Betapa tidak adilnya dunia ini telah memaksa kita melihat kota berjuluk Serambi Mekkah yang sangat islami itu, lengkap dengan perda syariahnya, harus dipenuhi suara tangis orang-orang beriman yang tiada bersalah? Apakah dengan ini, logika azab kita juga harus mengumumkan sebuah pengecualian tertentu?

Masalahnya bukan berada pada ketidakadilan dunia ini, tapi cara berpikir kitalah yang tidak adil. Seringkali kita menyisipkan sinisme, terkadang stigma, atau bias yang kuat pada kelompok tertentu, dan berakhir tebang pilih tanpa dasar kuat sama sekali. Contoh-contoh di atas menunjukkan betapa lemahnya logika azab yang kita pakai selama ini.

“Loh, jelas-jelas al-Qur’an memberi dalil-dalil tentang azab lewat kisah hikmah Nabi Nuh, Nabi Hud, Nabi Luth, dan para nabi lain! Jangan sembarangan Anda!”

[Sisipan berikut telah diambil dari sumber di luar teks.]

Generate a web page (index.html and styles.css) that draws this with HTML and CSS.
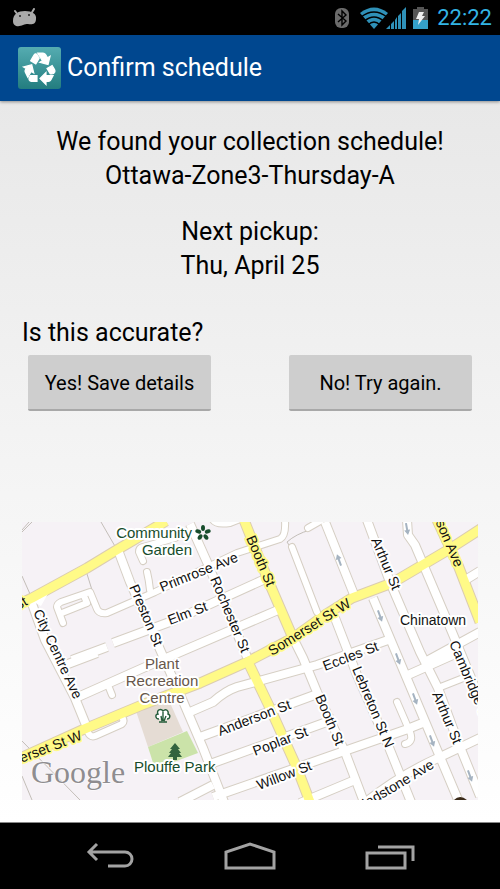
FILE: index.html
```html
<!DOCTYPE html>
<html lang="en">
<head>
<meta charset="utf-8">
<meta name="viewport" content="width=device-width, initial-scale=1">
<title>Confirm schedule</title>
<link rel="stylesheet" href="styles.css">
</head>
<body>
<div class="status">
  <svg class="droid" width="26" height="20" viewBox="0 0 26 20" aria-hidden="true">
    <path d="M3 3l3 4M22 1l-3 5" stroke="#aaa" stroke-width="2" stroke-linecap="round"/>
    <path d="M1 13C1 6 6 3 13 3s12 3 11 8c0 5-4 6-8 5-2 0-3 0-5 1-4 2-10 2-10-4z" fill="#aaa"/>
    <circle cx="8" cy="8" r="1" fill="#222"/><circle cx="17" cy="7" r="1" fill="#222"/>
  </svg>
  <div class="status-right">
    <svg width="16" height="22" viewBox="0 0 16 22" aria-hidden="true">
      <rect x="1" y="1" width="14" height="20" rx="6" fill="#6b6b6b"/>
      <path d="M4 7l8 7-4 4V4l4 4-8 7" fill="none" stroke="#000" stroke-width="1.4"/>
    </svg>
    <svg class="wifi" width="28" height="22" viewBox="0 0 28 22" aria-hidden="true">
      <path d="M0 6Q14-5 28 6L14 22z" fill="#2f91b8"/>
      <path d="M1 10Q14 0 27 10M4.500 14Q14 6 23.500 14M8 18Q14 12 20 18" fill="none" stroke="#000" stroke-width="1.300"/>
    </svg>
    <svg width="20" height="22" viewBox="0 0 20 22" aria-hidden="true">
      <path d="M0 22L4 18v4zM5 17l3-3v8H5zM9 13l2-3v12H9zM12 9l3-3v16h-3zM16 4l4-4v22h-4z" fill="#2f91b8"/>
    </svg>
    <svg class="battery" width="15" height="22" viewBox="0 0 15 22" aria-hidden="true">
      <path d="M4 0h7v2h4v11H0V2h4z" fill="#555"/>
      <path d="M0 13h15v9H0z" fill="#35a0c8"/>
      <path d="M6 5h5l-2 4h3l-7 9 1-6H3z" fill="#eee"/>
    </svg>
    <time class="clock">22:22</time>
  </div>
</div>

<header class="bar">
  <svg class="logo" width="43" height="42" viewBox="0 0 43 42" aria-hidden="true">
    <defs><linearGradient id="teal" x2="0" y2="1"><stop stop-color="#55acb1"/><stop offset="1" stop-color="#237d7f"/></linearGradient></defs>
    <rect width="43" height="42" rx="3" fill="url(#teal)"/>
    <path transform="translate(4 3) scale(1.500)" fill="#fff" stroke="#fff" stroke-width=".8" d="M5.770 7.150L7.200 4.780l1.030-1.710c.390-.650 1.330-.650 1.720 0l1.480 2.460-1.230 2.060-1 1.620zM21.720 12.970l-1.600-2.660-3.460 2L18.870 16H20c.760 0 1.450-.430 1.790-1.110.280-.600.280-1.300-.070-1.920zM16 21h1.500c.760 0 1.450-.430 1.790-1.110L20.740 17H16v-2l-4 4 4 4zM10 17H5.700l-.840 1.410c-.300.500-.320 1.120-.060 1.650.280.570.870.940 1.520.940H10zM6.120 14.350l1.730 1.040L6.480 9.900 1 11.270l1.700 1.020-.410.690c-.350.590-.380 1.310-.070 1.920l1.630 3.260zM17.020 5.140l-1.300-2.170C15.350 2.370 14.700 2 14 2h-3.530l3.120 5.200-1.720 1.030 5.490 1.370 1.370-5.490z"/>
  </svg>
  <h1>Confirm schedule</h1>
</header>

<main>
  <p class="found">We found your collection schedule!<br>Ottawa-Zone3-Thursday-A</p>
  <p class="found">Next pickup:<br>Thu, April 25</p>
  <p class="question">Is this accurate?</p>
  <div class="choices">
    <button type="button">Yes! Save details</button>
    <button type="button">No! Try again.</button>
  </div>

  <svg class="map" viewBox="22 522 456 278" role="img" aria-label="Map of the collection zone">
    <defs>
      <g id="streets">
        <path d="M118 550L130 582 158 645 182 699 203 748 224 802"/>
        <path d="M30 598L45 640 75 698 88 730"/>
        <path d="M72 660L107 647M113 643L175 620 263 580"/>
        <path d="M60 667L97 653M78 697L143 668 278 610"/>
        <path d="M190 524L207 562 247 657"/>
        <path d="M190 712L213 702Q225 691 237 687L317 665 388 640"/>
        <path d="M200 737L320 693M213 763L335 719M213 797L330 756 405 730 425 722"/>
        <path d="M293 638L303 658 317 692 345 752 364 802"/>
        <path d="M335 618L357 675 388 745 411 802"/>
        <path d="M325 522L355 597M373 598L397 655 432 738 459 802"/>
        <path d="M367 520L390 582 420 652 438 688 458 742 480 796"/>
        <path d="M407 520L408 535 415 545 452 632 482 704"/>
        <path d="M467 579L480 571M425 662L480 632M408 675L455 654"/>
        <path d="M366 802Q400 775 438 758L480 738M300 803L355 780"/>
        <path d="M180 802L213 785"/>
      </g>
      <g id="lanes">
        <path d="M63 623L57 607Q57 604 61 602L90 592 97 609Q99 614 107 613L155 592 237 553 280 539Q286 536 285 520"/>
        <path d="M62 613L87 603 84 596M143 561L139 552Q139 548 143 547L175 538M147 572Q149 580 150 590"/>
        <path d="M108 685L112 695M87 729Q89 738 95 736L122 724Q125 721 122 717"/>
        <path d="M292 547L317 612M397 702L410 732Q414 742 405 744M438 688L466 677M308 528L322 520M213 520Q216 525 230 523L240 519"/>
      </g>
      <g id="main-roads">
        <path d="M18 605L32 598 87 568 115 551 166 521"/>
        <path d="M18 759L82 730 142 705 200 683 247 662 270 650 293 638 325 615 352 598 392 583 448 550 482 528"/>
        <path d="M244 520L268 580 293 638M248 662L270 708 297 768 310 802M437 520L458 565 480 622"/>
      </g>
      <path id="arrow" d="M-1-6h2v7h2L0 6l-3-5h2z"/>
    </defs>
    <rect x="22" y="522" width="456" height="278" fill="#f6f2f6"/>
    <g class="rail"><path d="M22 532L32 522M22 530L29 522M101 522L116 548M22 576L30 594M87 574L92 590M22 741L80 800M22 776L32 800M40 592Q65 573 94 560M287 542Q296 534 310 530M287 542L293 551"/></g>
    <path d="M136 711L167 696 183 732 148 747z" fill="#e5dcd4"/>
    <path d="M148 747L187 731 198 753 155 769z" fill="#cbe3a9"/>
    <use href="#streets" class="street-edge"/><use href="#lanes" class="lane-edge"/>
    <use href="#main-roads" class="main-edge"/>
    <use href="#streets" class="street"/><use href="#lanes" class="lane"/>
    <path d="M30 600L50 590 41 606z" fill="#fff"/>
    <use href="#main-roads" class="main-road"/>
    <path d="M106 555L120 543 135 541 111 557z" fill="#fffa87"/>
    <g fill="#a5b3c1">
      <use href="#arrow" transform="translate(339 560) rotate(160)"/>
      <use href="#arrow" transform="translate(380 616) rotate(-20)"/>
      <use href="#arrow" transform="translate(398 659) rotate(-20)"/>
      <use href="#arrow" transform="translate(415 699) rotate(-20)"/>
      <use href="#arrow" transform="translate(432 741) rotate(-20)"/>
      <use href="#arrow" transform="translate(407 529) rotate(-10)"/>
      <use href="#arrow" transform="translate(470 776) rotate(-20)"/>
    </g>
    <g class="label">
      <text transform="translate(162 592) rotate(-22)">Primrose Ave</text>
      <text transform="translate(170 625) rotate(-21)">Elm St</text>
      <text transform="translate(129 587) rotate(67)">Preston St</text>
      <text transform="translate(210 579) rotate(67)">Rochester St</text>
      <text transform="translate(33 612) rotate(65)">City Centre Ave</text>
      <text transform="translate(371 540) rotate(67)">Arthur St</text>
      <text transform="translate(325 671) rotate(-21)">Eccles St</text>
      <text transform="translate(220 736) rotate(-21)">Anderson St</text>
      <text transform="translate(255 756) rotate(-21)">Poplar St</text>
      <text transform="translate(259 790) rotate(-21)">Willow St</text>
      <text transform="translate(315 697) rotate(67)">Booth St</text>
      <text transform="translate(352 669) rotate(67)">Lebreton St N</text>
      <text transform="translate(432 694) rotate(67)">Arthur St</text>
      <text transform="translate(449 643) rotate(67)">Cambridge St</text>
      <text transform="translate(357 814) rotate(-31)">Gladstone Ave</text>
      <text x="400" y="625">Chinatown</text>
    </g>
    <g class="label on-main">
      <text transform="translate(246 538) rotate(67)">Booth St</text>
      <text transform="translate(272 656) rotate(-32)">Somerset St W</text>
      <text transform="translate(-5 773) rotate(-21)">Somerset St W</text>
      <text transform="translate(424 495) rotate(67)">Bronson Ave</text>
      <text transform="translate(17 611) rotate(-30)">St</text>
    </g>
    <g class="label place park-name">
      <text x="192" y="538" text-anchor="end">Community</text>
      <text x="192" y="555" text-anchor="end">Garden</text>
      <text x="134" y="772">Plouffe Park</text>
    </g>
    <g class="label place centre-name" text-anchor="middle">
      <text x="162" y="669">Plant</text>
      <text x="162" y="686">Recreation</text>
      <text x="162" y="703">Centre</text>
    </g>
    <g fill="#174d2c">
      <ellipse cx="203" cy="528" rx="2" ry="3"/><ellipse cx="203" cy="528" rx="2" ry="3" transform="rotate(72 203 533)"/><ellipse cx="203" cy="528" rx="2" ry="3" transform="rotate(144 203 533)"/><ellipse cx="203" cy="528" rx="2" ry="3" transform="rotate(216 203 533)"/><ellipse cx="203" cy="528" rx="2" ry="3" transform="rotate(288 203 533)"/>
      <path d="M175 743l5 6h-2l3 4h-2l3 4h-5v3h-4v-3h-5l3-4h-2l3-4h-2z" opacity=".85"/>
    </g>
    <path d="M159 719c-4 0-4-5-1-5-2-4 3-6 5-3 3-3 6 0 5 3 3 1 2 5-1 5m-6-3l1 5m4-5l-2 5m-1 0v-9m-4 10h8" fill="#fff" stroke="#245c3a" stroke-width="1.400"/>
    <path d="M453 801q7-8 15 0z" fill="#3b2b1a"/>
    <text class="attribution" x="31" y="783">Google</text>
  </svg>
</main>

<nav class="system" aria-label="System">
  <button type="button" aria-label="Back"><svg width="48" height="28" viewBox="0 0 48 28"><path d="M11 2L3 10l8 8M3 10h36a7 7 0 0 1 0 14H22"/></svg></button>
  <button type="button" aria-label="Home"><svg width="52" height="28" viewBox="0 0 52 28"><path d="M2 26V10L26 2l24 8v16z"/></svg></button>
  <button type="button" aria-label="Recent apps"><svg width="50" height="28" viewBox="0 0 50 28"><path d="M2 11h38v15H2zM13 5h35v14"/></svg></button>
</nav>
</body>
</html>
```
FILE: styles.css
```css
* { box-sizing: border-box; }
body {
  margin: 0;
  min-height: 100vh;
  display: flex;
  flex-direction: column;
  font-family: Roboto, sans-serif;
  color: #000;
}
svg { display: block; }
.status {
  display: flex;
  align-items: center;
  justify-content: space-between;
  height: 35px;
  padding: 0 8px 0 12px;
  background: #000;
}
.status-right { display: flex; align-items: center; }
.wifi { margin-left: 10px; margin-right: -2px; }
.battery { margin-left: 7px; }
.clock {
  margin-left: 9px;
  font-size: 22px;
  line-height: 34px;
  color: #33b5e5;
}
.bar {
  position: relative;
  display: flex;
  align-items: center;
  gap: 6px;
  height: 66px;
  padding: 0 18px;
  background: #00478f;
  box-shadow: 0 1px 3px rgba(0, 0, 0, 0.4);
  color: #fff;
}
h1 { margin: 0; font-size: 25px; line-height: 34px; font-weight: 400; }
main {
  flex: 1;
  display: flex;
  flex-direction: column;
  padding: 24px 22px 22px;
  background: linear-gradient(#e8e8e8, #f4f4f4 50%, #fff);
}
p { margin: 0; font-size: 25px; line-height: 34px; }
.found { margin-bottom: 22px; text-align: center; }
.question { margin-top: 11px; }
.choices {
  display: grid;
  grid-template-columns: 1fr 1fr;
  gap: 78px;
  margin: 5px 6px 24px;
}
.choices button {
  height: 56px;
  padding: 2px 0 0;
  border: 0;
  border-radius: 2px;
  border-bottom: 2px solid #a8a8a8;
  background: #cecece;
  font: 20px Roboto, sans-serif;
  color: #000;
}
.map { width: 100%; height: auto; margin-top: auto; }
.rail { fill: none; stroke: #c3beb8; stroke-width: 1; }
.street-edge, .lane-edge, .main-edge { fill: none; stroke: #d6cfc4; stroke-linejoin: round; }
.street-edge { stroke-width: 10px; }
.lane-edge { stroke-width: 8px; stroke-linecap: round; }
.main-edge { stroke-width: 11px; stroke: #dccdb0; }
.street, .lane, .main-road { fill: none; stroke: #fff; stroke-linejoin: round; }
.street { stroke-width: 8px; }
.lane { stroke-width: 6px; stroke-linecap: round; }
.main-road { stroke-width: 9px; stroke: #fffa87; }
.label {
  font-family: "Liberation Sans", sans-serif;
  font-size: 14px;
  fill: #111;
  stroke: #fff;
  stroke-width: 4px;
  stroke-linejoin: round;
  paint-order: stroke;
}
.on-main { stroke: #fffa87; }
.place { font-size: 15px; }
.park-name { fill: #174d2c; }
.centre-name { fill: #66564a; }
.attribution {
  font-family: "Liberation Serif", serif;
  font-size: 32px;
  fill: #8f8d90;
  stroke: #fff;
  stroke-width: 1px;
  paint-order: stroke;
}
.system {
  display: flex;
  justify-content: center;
  gap: 88px;
  height: 67px;
  border-top: 1px solid #888;
  background: #000;
}
.system button {
  display: flex;
  align-items: center;
  justify-content: center;
  width: 52px;
  padding: 0;
  border: 0;
  background: none;
}
.system path { fill: none; stroke: #a3a3a3; stroke-width: 3px; }
```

Ya, benar sekali. KH. Dr. Ahsin Sakho Muhammad, seorang pakar ilmu al-Qur’an, mempunyai penjelasan teologis yang kuat terkait hal ini. Benar bahwasanya apa yang terjadi pada kaum Nabi Nuh dan Nabi Hud adalah sebuah azab. Tapi keduanya tidak lepas dari konteks sejarah yang melatarbelakangi.

Bencana yang menimpa kaum Nuh bukan berasal dari dosa-dosa yang mereka perbuat, melainkan dari doa Nabi Nuh sendiri untuk membinasakan mereka. Al-Qur’an merekam doa tersebut dalam surat Nuh ayat 26-27. Allah mengabulkan doa itu. Meski kemudian Allah marah besar kepada Nabi Nuh dan tidak memperkenankannya memberi syafaat kepada manusia di Hari Pembalasan nanti, sebagaimana dijelaskan dalam sebuah hadis yang diriwayatkan oleh Abu Hurairah.

Sedangkan azab yang menimpa kaum ‘Aad, atau kaum Nabi Hud tersebut berasal dari kesombongan mereka menolak ajakan Sang Nabi untuk menyembah Allah (QS. Al-Ahqaf: 22). Menentang Nabi Hud dengan kesombongan, berarti menentang Allah. Padahal dalam sebuah hadis qudsi riwayat Thabrani dari Ali bin Abi Thalib, Allah berfirman: “Kemuliaan adalah pakaian-Ku dan sombong adalah selendang-Ku. Barangsiapa mengambilnya dari-Ku, Aku azab dia.”

Jadi, kaum ‘Aad disapu angin ribut selama tujuh malam delapan hari itu bukan karena menyekutukan Allah, tapi karena kesombongan mereka sendiri.

Kita menyadari bahwa agama datang sebagai rahmat, bukan tombak untuk saling mengancam. Sedang Islam dibawa Nabi Muhammad untuk menyempurnakan akhlak para umatnya, bukan sebagai palu penghakiman dosa-dosa sesamanya. Seringkali kita tidak sadar mengerjakan tugas-tugas Tuhan dalam menilai, hingga lupa cara menjadi manusia dalam berempati.

Berbagai musibah kemanusiaan yang terjadi di dunia ini selalu menunggu respon positif kita. Jangan sampai kita menggadai empati demi menebus sinisme yang tidak perlu pada suatu kelompok. Karena kita tidak akan tahu apa yang akan terjadi pada kita, keluarga kita, atau sekeliling kita suatu saat nanti. Alangkah bijak dan manusiawinya kalau kita saling bantu dan peduli satu sama lain.

Semoga kita selalu berada dalam lindungan-Nya.